REQUEST:
Restate the whole listing word for word. Pictures are left out.

DATA:

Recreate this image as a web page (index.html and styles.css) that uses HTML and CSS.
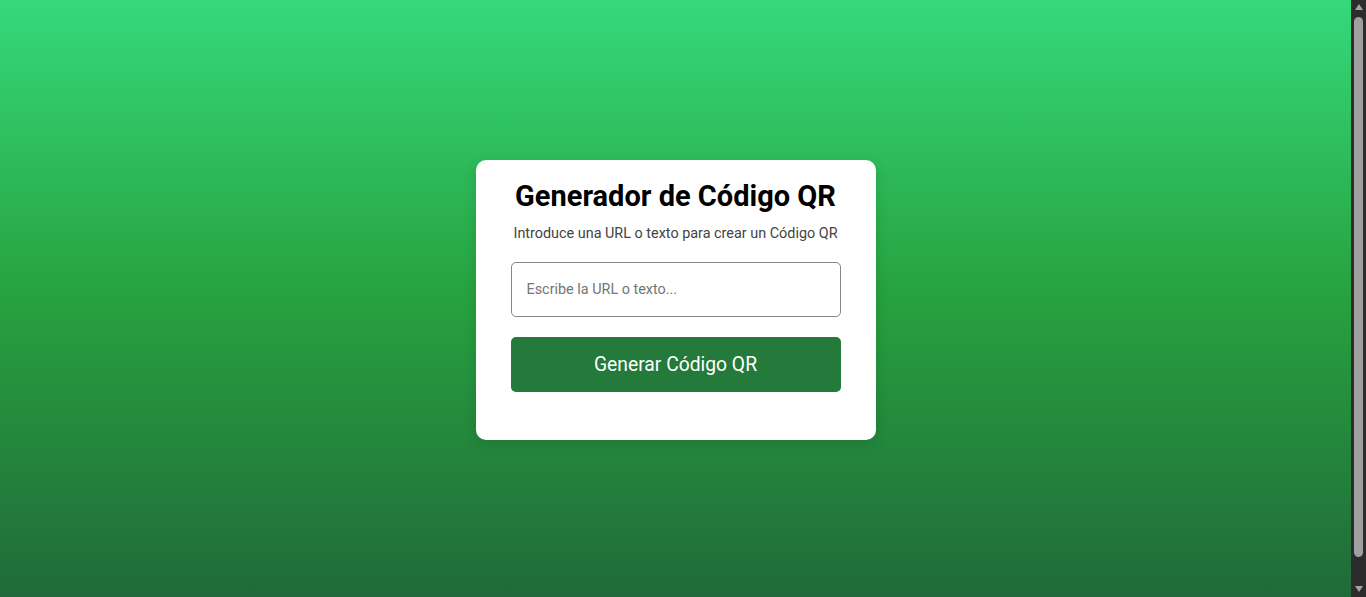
FILE: index.html
```html
<!DOCTYPE html>
<html lang="es">
<head>
<meta charset="utf-8">
<title>Generador de Código QR</title>
<link rel="stylesheet" href="styles.css">
</head>
<body>
<main class="page">
  <section class="card">
    <h1 class="title">Generador de Código QR</h1>
    <p class="subtitle">Introduce una URL o texto para crear un Código QR</p>
    <input class="text-input" type="text" placeholder="Escribe la URL o texto...">
    <button class="generate-btn" type="button">Generar Código QR</button>
  </section>
</main>
<div class="scrollbar" aria-hidden="true">
  <span class="arrow arrow-up"></span>
  <span class="thumb"></span>
  <span class="arrow arrow-down"></span>
</div>
</body>
</html>
```

FILE: styles.css
```css
* {
  box-sizing: border-box;
}

html,
body {
  height: 100%;
  overflow: hidden;
}

body {
  margin: 0;
  display: flex;
  font-family: Roboto, "Liberation Sans", Arial, sans-serif;
  color: #000;
}

.page {
  flex: 1;
  min-height: 100vh;
  padding-top: 3px;
  display: flex;
  align-items: center;
  justify-content: center;
  background: linear-gradient(180deg, #35d97b 0%, #27a13f 50%, #206a39 100%);
}

/* scrollbar look-alike */
.scrollbar {
  flex: none;
  width: 15px;
  height: 100vh;
  background: #2c2c2c;
  display: flex;
  flex-direction: column;
  align-items: center;
  padding: 4px 0 5px;
}

.arrow {
  width: 0;
  height: 0;
  border-left: 4px solid transparent;
  border-right: 4px solid transparent;
}

.arrow-up {
  border-bottom: 6px solid #a3a3a3;
}

.arrow-down {
  margin-top: auto;
  border-top: 6px solid #a3a3a3;
}

.thumb {
  margin-top: 7px;
  width: 9px;
  height: 540px;
  border-radius: 5px;
  background: #9f9f9f;
}

.card {
  width: 400px;
  background: #fff;
  border-radius: 10px;
  padding: 20px 35px 48px;
  box-shadow: 0 4px 14px rgba(0, 0, 0, 0.12);
  display: flex;
  flex-direction: column;
  align-items: stretch;
  text-align: center;
}

.title {
  margin: 0 0 12px;
  font-size: 29px;
  line-height: 33px;
  font-weight: 700;
  color: #000;
}

.subtitle {
  margin: 0 0 20px;
  font-size: 14.4px;
  line-height: 17px;
  color: #444;
}

.text-input {
  height: 55px;
  width: 100%;
  padding: 0 15px;
  border: 1px solid #888;
  border-radius: 5px;
  background: #fff;
  color: #222;
  font-family: inherit;
  font-size: 14.4px;
  outline: none;
}

.text-input::placeholder {
  color: #757575;
}

.generate-btn {
  margin-top: 20px;
  height: 55px;
  width: 100%;
  border: none;
  border-radius: 5px;
  background: #237a3b;
  color: #fff;
  font-family: inherit;
  font-size: 19.3px;
  font-weight: 400;
  cursor: pointer;
}
```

SOLUTION TO THIS PROBLEM:
Recreate this image as a web page (index.html and styles.css) that uses HTML and CSS.
FILE: index.html
```html
<!DOCTYPE html>
<html lang="es">
<head>
<meta charset="utf-8">
<title>Generador de Código QR</title>
<link rel="stylesheet" href="styles.css">
</head>
<body>
<main class="page">
  <section class="card">
    <h1 class="title">Generador de Código QR</h1>
    <p class="subtitle">Introduce una URL o texto para crear un Código QR</p>
    <input class="text-input" type="text" placeholder="Escribe la URL o texto...">
    <button class="generate-btn" type="button">Generar Código QR</button>
  </section>
</main>
<div class="scrollbar" aria-hidden="true">
  <span class="arrow arrow-up"></span>
  <span class="thumb"></span>
  <span class="arrow arrow-down"></span>
</div>
</body>
</html>
```

FILE: styles.css
```css
* {
  box-sizing: border-box;
}

html,
body {
  height: 100%;
  overflow: hidden;
}

body {
  margin: 0;
  display: flex;
  font-family: Roboto, "Liberation Sans", Arial, sans-serif;
  color: #000;
}

.page {
  flex: 1;
  min-height: 100vh;
  padding-top: 3px;
  display: flex;
  align-items: center;
  justify-content: center;
  background: linear-gradient(180deg, #35d97b 0%, #27a13f 50%, #206a39 100%);
}

/* scrollbar look-alike */
.scrollbar {
  flex: none;
  width: 15px;
  height: 100vh;
  background: #2c2c2c;
  display: flex;
  flex-direction: column;
  align-items: center;
  padding: 4px 0 5px;
}

.arrow {
  width: 0;
  height: 0;
  border-left: 4px solid transparent;
  border-right: 4px solid transparent;
}

.arrow-up {
  border-bottom: 6px solid #a3a3a3;
}

.arrow-down {
  margin-top: auto;
  border-top: 6px solid #a3a3a3;
}

.thumb {
  margin-top: 7px;
  width: 9px;
  height: 540px;
  border-radius: 5px;
  background: #9f9f9f;
}

.card {
  width: 400px;
  background: #fff;
  border-radius: 10px;
  padding: 20px 35px 48px;
  box-shadow: 0 4px 14px rgba(0, 0, 0, 0.12);
  display: flex;
  flex-direction: column;
  align-items: stretch;
  text-align: center;
}

.title {
  margin: 0 0 12px;
  font-size: 29px;
  line-height: 33px;
  font-weight: 700;
  color: #000;
}

.subtitle {
  margin: 0 0 20px;
  font-size: 14.4px;
  line-height: 17px;
  color: #444;
}

.text-input {
  height: 55px;
  width: 100%;
  padding: 0 15px;
  border: 1px solid #888;
  border-radius: 5px;
  background: #fff;
  color: #222;
  font-family: inherit;
  font-size: 14.4px;
  outline: none;
}

.text-input::placeholder {
  color: #757575;
}

.generate-btn {
  margin-top: 20px;
  height: 55px;
  width: 100%;
  border: none;
  border-radius: 5px;
  background: #237a3b;
  color: #fff;
  font-family: inherit;
  font-size: 19.3px;
  font-weight: 400;
  cursor: pointer;
}
```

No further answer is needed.